A copy of the invoice in PDF format is generated automatically and sent to the email address(es) given on the electronic invoice as confirmation of receipt. If the invoicing process did not work, the system informs the sender.

More information here: eRechnung – erb.gv.at


Jointly developed standards serve as a basis for the work of different regional authorities and are applied consistently across them.
Developments in this context in relation to Austria's current E-Government Strategy can be found here: E-Government standards.

Electronic signatures

Electronic signatures provide maximum information and data security and simplify the processing of online administrative procedures.

Electronic signatures

The signatory can only be a natural person, so even qualified electronic signatures can only be created by natural persons. Qualified electronic signatures are essentially the equivalent of handwritten signatures. For legal entities, the eIDAS Regulation (Regulation on electronic identification and trust services for electronic transactions in the internal market) provides for the use of electronic seals.

Electronic signatures – data protection & security

The advantage of being able to contact the authorities with your personal identity confirmed is that it makes processing your request easier and more convenient. Electronic signatures provide certainty that people without authorisation are not allowed access. Electronic signatures can only be activated by entering your PIN (Personal Identification Number). This confirms to the authorities that you are the same person who contacted them originally.

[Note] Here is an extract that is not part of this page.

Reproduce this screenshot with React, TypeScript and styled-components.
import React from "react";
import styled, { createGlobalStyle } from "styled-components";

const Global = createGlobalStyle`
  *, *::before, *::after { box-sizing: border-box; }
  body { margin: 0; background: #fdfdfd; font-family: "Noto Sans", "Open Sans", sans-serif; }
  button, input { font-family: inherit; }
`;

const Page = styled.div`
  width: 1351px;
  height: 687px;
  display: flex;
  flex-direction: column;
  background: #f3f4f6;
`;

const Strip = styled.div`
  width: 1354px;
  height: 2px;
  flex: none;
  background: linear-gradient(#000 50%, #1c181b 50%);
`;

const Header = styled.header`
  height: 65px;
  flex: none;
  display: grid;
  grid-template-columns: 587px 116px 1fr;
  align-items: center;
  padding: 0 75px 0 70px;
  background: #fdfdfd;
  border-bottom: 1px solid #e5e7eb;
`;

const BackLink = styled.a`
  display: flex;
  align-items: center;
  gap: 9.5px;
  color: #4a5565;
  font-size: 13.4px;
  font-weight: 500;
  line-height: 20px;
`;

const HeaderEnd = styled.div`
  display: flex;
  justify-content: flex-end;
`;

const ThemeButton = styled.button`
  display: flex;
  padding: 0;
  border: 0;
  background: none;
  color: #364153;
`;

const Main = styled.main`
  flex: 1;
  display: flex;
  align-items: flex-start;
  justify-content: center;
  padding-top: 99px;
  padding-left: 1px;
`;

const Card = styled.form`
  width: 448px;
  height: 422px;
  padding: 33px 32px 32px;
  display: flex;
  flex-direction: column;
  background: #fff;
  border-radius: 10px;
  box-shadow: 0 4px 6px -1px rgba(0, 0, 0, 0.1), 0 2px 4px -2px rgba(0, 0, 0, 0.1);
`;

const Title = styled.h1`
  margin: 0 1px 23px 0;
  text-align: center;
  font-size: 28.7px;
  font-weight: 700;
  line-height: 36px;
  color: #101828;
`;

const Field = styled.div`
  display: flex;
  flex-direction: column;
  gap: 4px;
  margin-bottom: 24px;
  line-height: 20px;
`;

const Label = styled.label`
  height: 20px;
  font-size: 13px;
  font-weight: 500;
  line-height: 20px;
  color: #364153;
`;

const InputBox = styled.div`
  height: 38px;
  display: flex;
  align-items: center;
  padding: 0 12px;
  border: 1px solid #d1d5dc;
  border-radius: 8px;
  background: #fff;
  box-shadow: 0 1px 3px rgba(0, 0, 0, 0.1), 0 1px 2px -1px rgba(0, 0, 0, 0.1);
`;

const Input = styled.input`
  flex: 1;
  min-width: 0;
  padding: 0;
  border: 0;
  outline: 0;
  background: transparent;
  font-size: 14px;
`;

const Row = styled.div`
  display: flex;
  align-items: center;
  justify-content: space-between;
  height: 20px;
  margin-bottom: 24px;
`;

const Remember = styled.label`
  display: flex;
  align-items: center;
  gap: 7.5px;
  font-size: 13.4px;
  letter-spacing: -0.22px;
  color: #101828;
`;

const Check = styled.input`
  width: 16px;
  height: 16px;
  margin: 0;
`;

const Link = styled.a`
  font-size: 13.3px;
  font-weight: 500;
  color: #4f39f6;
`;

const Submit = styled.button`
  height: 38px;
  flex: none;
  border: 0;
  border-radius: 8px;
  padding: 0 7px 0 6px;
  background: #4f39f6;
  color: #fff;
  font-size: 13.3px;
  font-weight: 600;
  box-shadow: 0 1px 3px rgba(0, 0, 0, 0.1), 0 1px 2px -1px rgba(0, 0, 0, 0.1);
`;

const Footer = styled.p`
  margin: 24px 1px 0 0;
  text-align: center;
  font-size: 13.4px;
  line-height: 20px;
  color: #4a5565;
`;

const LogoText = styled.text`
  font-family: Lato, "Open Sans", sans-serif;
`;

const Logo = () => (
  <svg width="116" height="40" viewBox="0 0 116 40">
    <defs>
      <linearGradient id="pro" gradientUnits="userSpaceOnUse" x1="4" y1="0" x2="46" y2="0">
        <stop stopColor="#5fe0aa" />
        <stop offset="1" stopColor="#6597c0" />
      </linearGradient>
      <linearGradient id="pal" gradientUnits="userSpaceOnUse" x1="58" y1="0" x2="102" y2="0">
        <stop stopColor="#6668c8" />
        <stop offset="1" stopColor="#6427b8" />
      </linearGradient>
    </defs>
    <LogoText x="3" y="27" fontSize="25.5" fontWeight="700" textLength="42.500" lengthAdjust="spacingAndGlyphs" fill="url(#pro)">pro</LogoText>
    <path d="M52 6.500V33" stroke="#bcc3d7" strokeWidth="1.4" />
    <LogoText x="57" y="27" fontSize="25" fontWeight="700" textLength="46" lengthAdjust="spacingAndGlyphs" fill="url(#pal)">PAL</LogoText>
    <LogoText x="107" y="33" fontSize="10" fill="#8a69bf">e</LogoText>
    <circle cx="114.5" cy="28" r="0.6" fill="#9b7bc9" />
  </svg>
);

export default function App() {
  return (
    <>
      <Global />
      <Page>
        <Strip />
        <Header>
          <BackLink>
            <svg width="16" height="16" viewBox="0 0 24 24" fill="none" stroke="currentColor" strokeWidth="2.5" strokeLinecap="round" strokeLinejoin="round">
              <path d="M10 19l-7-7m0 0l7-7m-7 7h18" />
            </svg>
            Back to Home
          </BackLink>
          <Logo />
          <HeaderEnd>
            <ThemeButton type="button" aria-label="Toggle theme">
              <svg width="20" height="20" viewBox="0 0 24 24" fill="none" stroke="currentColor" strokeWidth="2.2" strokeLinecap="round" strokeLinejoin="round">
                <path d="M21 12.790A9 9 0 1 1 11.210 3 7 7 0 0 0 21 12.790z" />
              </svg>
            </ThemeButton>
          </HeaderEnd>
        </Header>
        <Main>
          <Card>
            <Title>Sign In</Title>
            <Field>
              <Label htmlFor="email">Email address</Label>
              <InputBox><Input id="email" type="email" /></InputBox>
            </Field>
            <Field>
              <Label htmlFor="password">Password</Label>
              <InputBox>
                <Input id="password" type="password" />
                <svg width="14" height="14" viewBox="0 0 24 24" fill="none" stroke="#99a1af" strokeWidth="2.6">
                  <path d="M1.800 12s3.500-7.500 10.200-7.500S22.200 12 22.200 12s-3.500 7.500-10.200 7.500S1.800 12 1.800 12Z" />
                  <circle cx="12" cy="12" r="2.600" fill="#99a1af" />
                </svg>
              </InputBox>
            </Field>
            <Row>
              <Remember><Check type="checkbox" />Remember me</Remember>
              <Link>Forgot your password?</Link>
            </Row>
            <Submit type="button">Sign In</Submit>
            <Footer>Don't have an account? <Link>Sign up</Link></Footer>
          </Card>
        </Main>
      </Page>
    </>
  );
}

Official electronic signatures, electronic seals

Official electronic signatures are advanced electronic signatures or seals which are applied electronically to a ruling or document by an administrative authority. They also appear in visualised form as a figurative mark confirming that the official signature has been checked. An official electronic signature can be used to check that an electronic document is genuine and intact. A printout of a document from an administrative authority has the same evidential value as an official document.